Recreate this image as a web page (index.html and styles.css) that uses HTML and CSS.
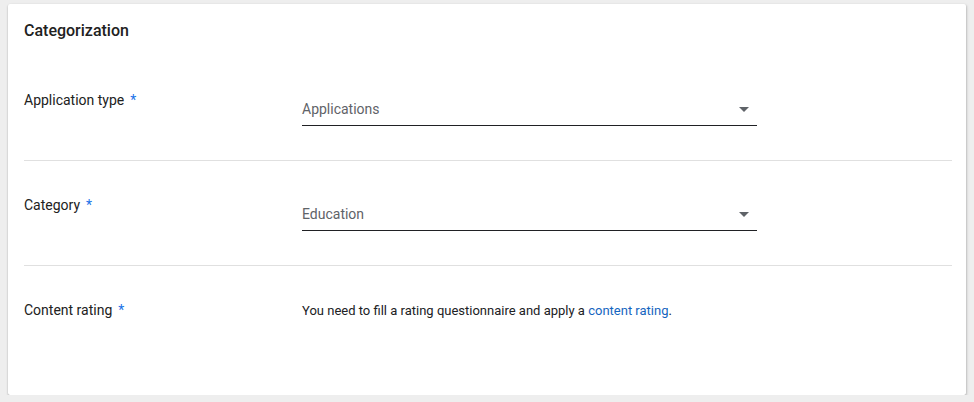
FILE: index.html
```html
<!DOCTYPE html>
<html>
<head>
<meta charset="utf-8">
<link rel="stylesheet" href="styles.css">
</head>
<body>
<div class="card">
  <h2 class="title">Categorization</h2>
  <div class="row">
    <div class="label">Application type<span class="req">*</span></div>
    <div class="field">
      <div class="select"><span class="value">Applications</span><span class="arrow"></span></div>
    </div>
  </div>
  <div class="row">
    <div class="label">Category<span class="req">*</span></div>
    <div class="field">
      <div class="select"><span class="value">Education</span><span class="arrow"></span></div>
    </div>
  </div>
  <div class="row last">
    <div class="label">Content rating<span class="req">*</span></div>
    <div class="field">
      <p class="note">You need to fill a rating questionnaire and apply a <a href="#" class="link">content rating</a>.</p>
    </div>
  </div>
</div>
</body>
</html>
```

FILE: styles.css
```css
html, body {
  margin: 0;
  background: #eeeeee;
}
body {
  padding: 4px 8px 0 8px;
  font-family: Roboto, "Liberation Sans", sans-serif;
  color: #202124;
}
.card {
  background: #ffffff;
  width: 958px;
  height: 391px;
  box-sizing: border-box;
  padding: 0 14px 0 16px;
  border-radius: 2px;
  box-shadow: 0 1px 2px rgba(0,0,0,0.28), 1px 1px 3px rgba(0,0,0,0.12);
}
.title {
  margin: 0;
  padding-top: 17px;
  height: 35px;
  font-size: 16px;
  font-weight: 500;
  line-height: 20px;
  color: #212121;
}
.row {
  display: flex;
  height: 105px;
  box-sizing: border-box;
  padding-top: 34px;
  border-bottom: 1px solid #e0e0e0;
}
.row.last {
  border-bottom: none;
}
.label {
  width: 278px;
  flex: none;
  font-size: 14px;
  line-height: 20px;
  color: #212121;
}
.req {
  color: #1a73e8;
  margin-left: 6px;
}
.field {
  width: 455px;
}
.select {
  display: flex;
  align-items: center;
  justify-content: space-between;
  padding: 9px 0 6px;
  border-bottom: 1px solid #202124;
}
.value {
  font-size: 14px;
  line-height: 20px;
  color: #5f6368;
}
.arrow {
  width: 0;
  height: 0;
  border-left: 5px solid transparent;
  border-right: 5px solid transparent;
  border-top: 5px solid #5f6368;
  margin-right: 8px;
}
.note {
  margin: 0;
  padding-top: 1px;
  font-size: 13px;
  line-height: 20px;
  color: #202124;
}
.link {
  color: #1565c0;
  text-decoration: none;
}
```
※
**YOUR OBJECTIVE**:
Copy every line of the data word for word, omitting the images.

**SOLUTION**:
Recreate this image as a web page (index.html and styles.css) that uses HTML and CSS.
FILE: index.html
```html
<!DOCTYPE html>
<html>
<head>
<meta charset="utf-8">
<link rel="stylesheet" href="styles.css">
</head>
<body>
<div class="card">
  <h2 class="title">Categorization</h2>
  <div class="row">
    <div class="label">Application type<span class="req">*</span></div>
    <div class="field">
      <div class="select"><span class="value">Applications</span><span class="arrow"></span></div>
    </div>
  </div>
  <div class="row">
    <div class="label">Category<span class="req">*</span></div>
    <div class="field">
      <div class="select"><span class="value">Education</span><span class="arrow"></span></div>
    </div>
  </div>
  <div class="row last">
    <div class="label">Content rating<span class="req">*</span></div>
    <div class="field">
      <p class="note">You need to fill a rating questionnaire and apply a <a href="#" class="link">content rating</a>.</p>
    </div>
  </div>
</div>
</body>
</html>
```

FILE: styles.css
```css
html, body {
  margin: 0;
  background: #eeeeee;
}
body {
  padding: 4px 8px 0 8px;
  font-family: Roboto, "Liberation Sans", sans-serif;
  color: #202124;
}
.card {
  background: #ffffff;
  width: 958px;
  height: 391px;
  box-sizing: border-box;
  padding: 0 14px 0 16px;
  border-radius: 2px;
  box-shadow: 0 1px 2px rgba(0,0,0,0.28), 1px 1px 3px rgba(0,0,0,0.12);
}
.title {
  margin: 0;
  padding-top: 17px;
  height: 35px;
  font-size: 16px;
  font-weight: 500;
  line-height: 20px;
  color: #212121;
}
.row {
  display: flex;
  height: 105px;
  box-sizing: border-box;
  padding-top: 34px;
  border-bottom: 1px solid #e0e0e0;
}
.row.last {
  border-bottom: none;
}
.label {
  width: 278px;
  flex: none;
  font-size: 14px;
  line-height: 20px;
  color: #212121;
}
.req {
  color: #1a73e8;
  margin-left: 6px;
}
.field {
  width: 455px;
}
.select {
  display: flex;
  align-items: center;
  justify-content: space-between;
  padding: 9px 0 6px;
  border-bottom: 1px solid #202124;
}
.value {
  font-size: 14px;
  line-height: 20px;
  color: #5f6368;
}
.arrow {
  width: 0;
  height: 0;
  border-left: 5px solid transparent;
  border-right: 5px solid transparent;
  border-top: 5px solid #5f6368;
  margin-right: 8px;
}
.note {
  margin: 0;
  padding-top: 1px;
  font-size: 13px;
  line-height: 20px;
  color: #202124;
}
.link {
  color: #1565c0;
  text-decoration: none;
}
```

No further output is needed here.